Thanks for all of the great feedback and interaction on my earlier post “When Activism and Affirmation from God get all mixed up.” This drew from my own experience of the polarization that comes from the relationship between identity and activism in Christian circles, and that is something I am still wrestling to reconcile.
Those words can mean quite different things depending on the reference point, so here’s a quick summary of what I mean by each. When I use the word identity, I am drawing a line between the experience of the Baptism of Jesus, the need to grow in our ability to internalize the blessing of God, and where it is that our identity is ultimately anchored. In short, It’s making the case that while there are many factors that come into play as a person’s identity forms, there is none more critical to our development than our status as sons and daughters of God.
This is something I believe strongly. And yet, I have often been flummoxed by the disconnect between Christians who care a lot about identity, yet don’t seem to translate that into activism.
What do I mean by activism? I find the etymology of this word helpful. It comes from the Latin word actionem, which means “to put something in motion.” Therefore the idea of Christian activism is a simple one – it is faith put into motion. It’s those who believe that one of the most tangible signs of God’s presence comes in the form of holistic proclamation of the kingdom of God and holistic demonstration of that kingdom with the pursuit of justice, reconciliation, and loving our neighbor as ourselves. James, brother of Jesus, described it like this:
“What good is it, my brothers and sisters, if people claim to have faith but have no deeds… Suppose a brother or sister is without clothes and daily food. If one of you says to them, ‘Go in peace; keep warm and well fed,” but does nothing about their physical needs, what good is it?’” (James 2.14-16)
Identity and Activism are designed to be two sides of the same coin. One feeds the other, and vice versa. Yet for some strange reason, it just doesn’t happen that way very often.
Shane Claiborne is a long time friend, humble leader, and great example of the needed integration between these two. He summarizes this conundrum well in his book The Irresistible Revolution. He recounts a letter from a friend who was trying to make sense of this fragmented view of faith. He said it like this:
“I am alone, surrounded by unbelieving activists and inactive believers. Where are the true Christians?”
That says it so well:
It was never meant to be this way. When Jesus affirmed the centrality of the Great Commandment, he created a harmony between Identity and Activity.
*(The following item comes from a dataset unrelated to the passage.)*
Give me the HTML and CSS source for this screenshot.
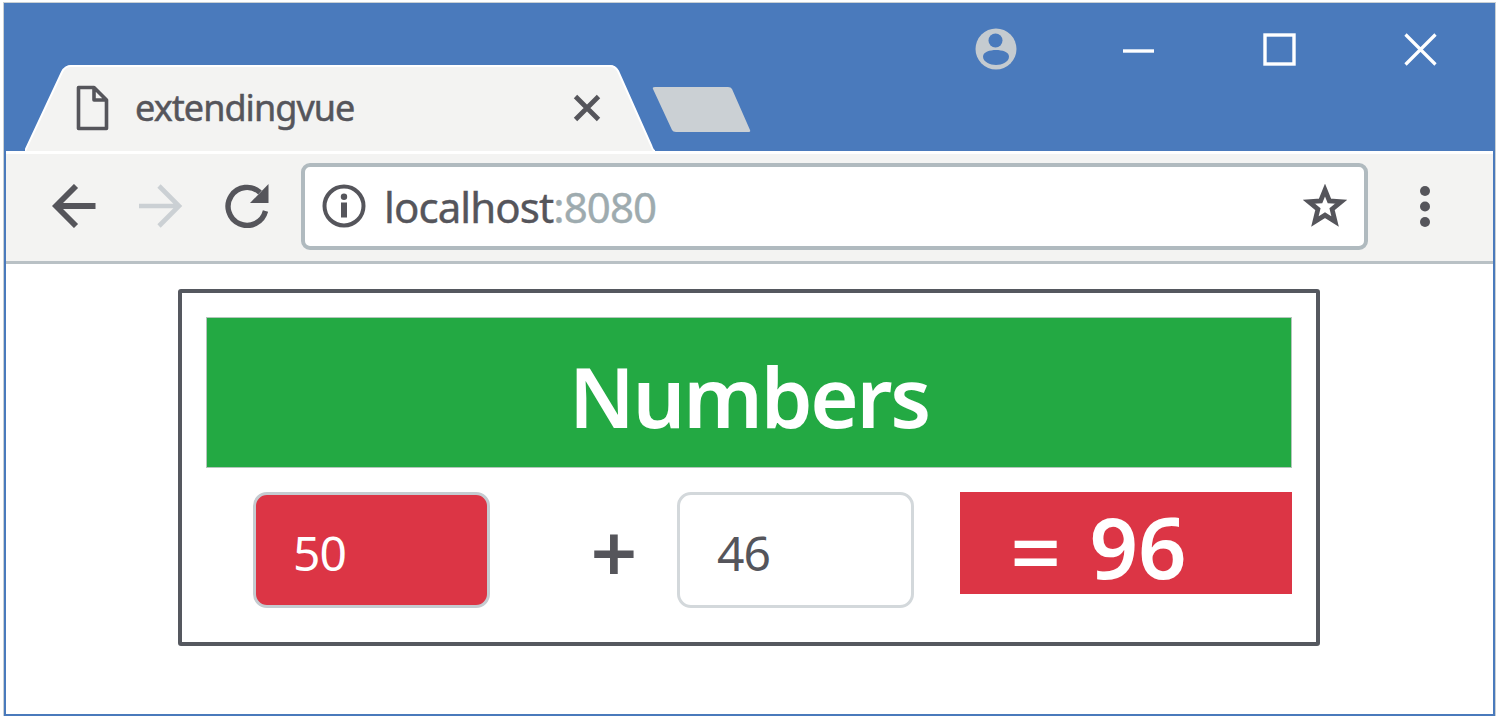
FILE: index.html
```html
<!DOCTYPE html>
<html lang="en">
<head>
<meta charset="utf-8">
<title>extendingvue</title>
<link rel="stylesheet" href="styles.css">
</head>
<body>
<div class="window">
  <header class="titlebar">
    <div class="tab">
      <svg class="tab-shape" width="630" height="86" viewBox="0 0 630 86"><path d="M0 86L37 7Q40 0 46 0H585Q590 0 593 6L626 80Q628 86 630 86Z" fill="#f3f3f2"/><path d="M0 86L37 7Q40 1 46 1H585Q590 1 593 6L626 80Q628 86 630 86" fill="none" stroke="#fff" stroke-width="2"/></svg>
      <svg class="tab-page" width="33" height="46" viewBox="0 0 33 46" fill="none" stroke="#55555b" stroke-width="3.6" stroke-linejoin="round"><path d="M2.5 2.5H18L30.500 15V43.500H2.500ZM18 2.500V15H30.500"/></svg>
      <span class="tab-title">extendingvue</span>
      <svg class="tab-close" width="28" height="28" viewBox="0 0 28 28" stroke="#55555b" stroke-width="4.800"><path d="M2.500 2.500L25.500 25.500M25.500 2.500L2.500 25.500"/></svg>
    </div>
    <svg class="new-tab" width="100" height="47" viewBox="0 0 100 47"><path d="M3 1H76Q79 1 80 3L98 44Q99 46 96 46H24Q21 46 20 44L1 3Q0 1 3 1Z" fill="#cbd0d4"/></svg>
    <div class="controls">
      <svg width="42" height="42" viewBox="0 0 42 42"><circle cx="21" cy="21" r="20.500" fill="#c5cbd0"/><circle cx="20.500" cy="12.500" r="7" fill="#4a7abc"/><path d="M8 28.500C8 24 15 22 21 22S34 24 34 28.500C34 34 27 37 21 37S8 34 8 28.500Z" fill="#4a7abc"/></svg>
      <svg width="33" height="33" viewBox="0 0 33 33"><path d="M1 18H32" stroke="#fff" stroke-width="3.400"/></svg>
      <svg width="33" height="33" viewBox="0 0 33 33"><rect x="2" y="2" width="29" height="29" fill="none" stroke="#fff" stroke-width="3.400"/></svg>
      <svg width="33" height="33" viewBox="0 0 33 33"><path d="M1.500 1.500L31.500 31.500M31.500 1.500L1.500 31.500" stroke="#fff" stroke-width="3.200"/></svg>
    </div>
  </header>
  <nav class="toolbar">
    <svg class="back" width="44" height="44" viewBox="0 0 44 44" fill="none" stroke="#55555b" stroke-width="5.800"><path d="M43.500 22H4M24 2L4 22L24 42"/></svg>
    <svg class="forward" width="44" height="44" viewBox="0 0 44 44" fill="none" stroke="#cbd0d4" stroke-width="4.600"><path d="M0 22H40M20 2L40 22L20 42"/></svg>
    <svg class="reload" width="44" height="44" viewBox="0 0 44 44"><path d="M40.500 27A19 19 0 1 1 35 8.500" fill="none" stroke="#55555b" stroke-width="5.400"/><path d="M43.500 0V19H25Z" fill="#55555b"/></svg>
    <div class="address">
      <svg width="44" height="44" viewBox="0 0 44 44"><circle cx="22" cy="22" r="19.500" fill="none" stroke="#55555b" stroke-width="4"/><circle cx="22" cy="12.800" r="3.200" fill="#55555b"/><rect x="19" y="18.500" width="6" height="15" fill="#55555b"/></svg>
      <span class="url">localhost<span class="port">:8080</span></span>
      <svg class="star" width="44" height="44" viewBox="0 0 44 44"><path d="M22 6L26.400 16.900L38.200 17.700L29.100 25.200L32.100 37.500L22 31.200L11.900 37.500L14.900 25.200L5.800 17.700L17.600 16.900Z" fill="none" stroke="#55555b" stroke-width="4.800"/></svg>
    </div>
    <svg class="menu" width="12" height="44" viewBox="0 0 12 44" fill="#55555b"><circle cx="6" cy="7" r="5"/><circle cx="6" cy="22.500" r="5"/><circle cx="6" cy="38" r="5"/></svg>
  </nav>
  <main class="page">
    <section class="panel">
      <h1 class="heading">Numbers</h1>
      <div class="row">
        <div class="field filled">50</div>
        <div class="plus">+</div>
        <div class="field">46</div>
        <div class="result"><span class="equals">=</span><span class="sum">96</span></div>
      </div>
    </section>
  </main>
</div>
</body>
</html>
```
FILE: styles.css
```css
* { box-sizing: border-box; }
body { margin: 0; background: #fff; overflow: hidden; font-family: "Noto Sans", "Open Sans", sans-serif; color: #55555b; }
svg { display: block; flex: none; }
.window { width: 1491px; height: 713px; margin: 3px 0 0 4px; border: 2px solid #4a7abc; border-top-width: 1px; box-shadow: 0 0 0 1px #c9d0d4; background: #fff; }
.titlebar { height: 147px; display: flex; align-items: flex-end; background: #4a7abc; padding-left: 19px; }
.tab { position: relative; width: 630px; height: 86px; display: flex; align-items: center; padding: 0 54px 0 51px; }
.tab-shape { position: absolute; left: 0; top: 0; }
.tab-page { position: relative; }
.tab-title { position: relative; margin: -1px 0 0 26px; flex: 1; font-size: 36px; line-height: 50px; white-space: nowrap; letter-spacing: -.95px; -webkit-text-stroke: .5px #55555b; }
.tab-close { position: relative; }
.new-tab { margin: 0 -1px 18px -3px; }
.controls { flex: 1; display: flex; align-items: center; justify-content: flex-end; gap: 108px; align-self: flex-start; padding: 24px 56px 0 0; }
.controls svg:first-child { margin-right: -3px; }
.toolbar { height: 113px; display: flex; align-items: center; background: #f3f3f2; border-top: 3px solid #fff; border-bottom: 3px solid #b9c1c5; padding: 0 0 3px 46px; }
.forward { margin-left: 43px; }
.reload { margin-left: 42px; }
.address { width: 1067px; height: 87px; margin-left: 32px; display: flex; align-items: center; padding: 0 17px; background: #fff; border: 4px solid #b0babf; border-radius: 9px; }
.url { flex: 1; margin: 2px 0 0 18px; font-size: 42px; line-height: 60px; letter-spacing: -.9px; -webkit-text-stroke: .4px; }
.port { color: #9eabaf; }
.menu { margin-left: 51px; }
.page { padding: 25px 0 0 172px; }
.panel { width: 1142px; height: 357px; padding: 24px; border: 4px solid #55585f; border-radius: 3px; }
.heading { margin: 0; height: 151px; background: #23a943; color: #fff; font-size: 83px; line-height: 155px; font-weight: 600; text-align: center; letter-spacing: -2.3px; border: 1px solid #b4c6bb; }
.row { display: flex; align-items: flex-start; margin-top: 24px; padding-left: 47px; }
.field { width: 237px; height: 116px; padding-left: 37px; border: 3px solid #d3d8db; border-radius: 14px; font-size: 48px; line-height: 115px; letter-spacing: -1px; }
.filled { background: #dc3545; color: #fff; border-color: #c5cbd0; }
.plus { width: 187px; padding-left: 61px; text-align: center; font-size: 82px; line-height: 118px; font-weight: 600; }
.result { flex: 1; height: 102px; margin-left: 46px; padding-left: 50px; display: flex; background: #dc3545; color: #fff; font-size: 85px; line-height: 108px; font-weight: 600; }
.equals { font-size: 90px; line-height: 117px; font-weight: 500; }
.sum { margin-left: 28px; letter-spacing: 0; }
```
The impetus was an expert in the Law who asked Jesus, “Teacher, which is the greatest commandment in the Law?” (Matthew 22.36) Jesus famously responded: “Love the Lord your God with all your heart and with all your soul and with all your mind. This is the first and greatest commandment. And the second is like it: Love your neighbor as yourself. All the Law and the Prophets hang on these two commandments.”
This is the simplest, most distilled form of Christianity: love (and be loved by) God with all of your being. Love (and be loved by) your neighbor in the same way.
At the end of the day, it all comes down to love. So simple, yet seemingly so complex.
Rick McKinley says it beautifully in a recent blog:
“The scriptures always call us back to love as the starting point and the ending point of everything… So many times we get trapped in duty, which is a place we may need to start from but it’s a horrible place to end. Jesus started with love. Love that he experienced and expressed from his relationship with the Father, and love that pours over into our lives through his death and resurrection… Jesus was compelled by love for you, and when you taste that revolutionary power of love then it overflows from you to others. It builds a fire in you that burns with love for other people and compels you to love with boldness.”
My prayer for both myself and for you is so simple. May we “taste that revolutionary power of love,” and may it build a fire in us that “burns with love for other people and compels you to love with boldness. May those of us who are inactive believers turn into faith filled activists, and may those of us who are unbelieving activists be filled with faith and belief.
Ultimately, may love have the final word.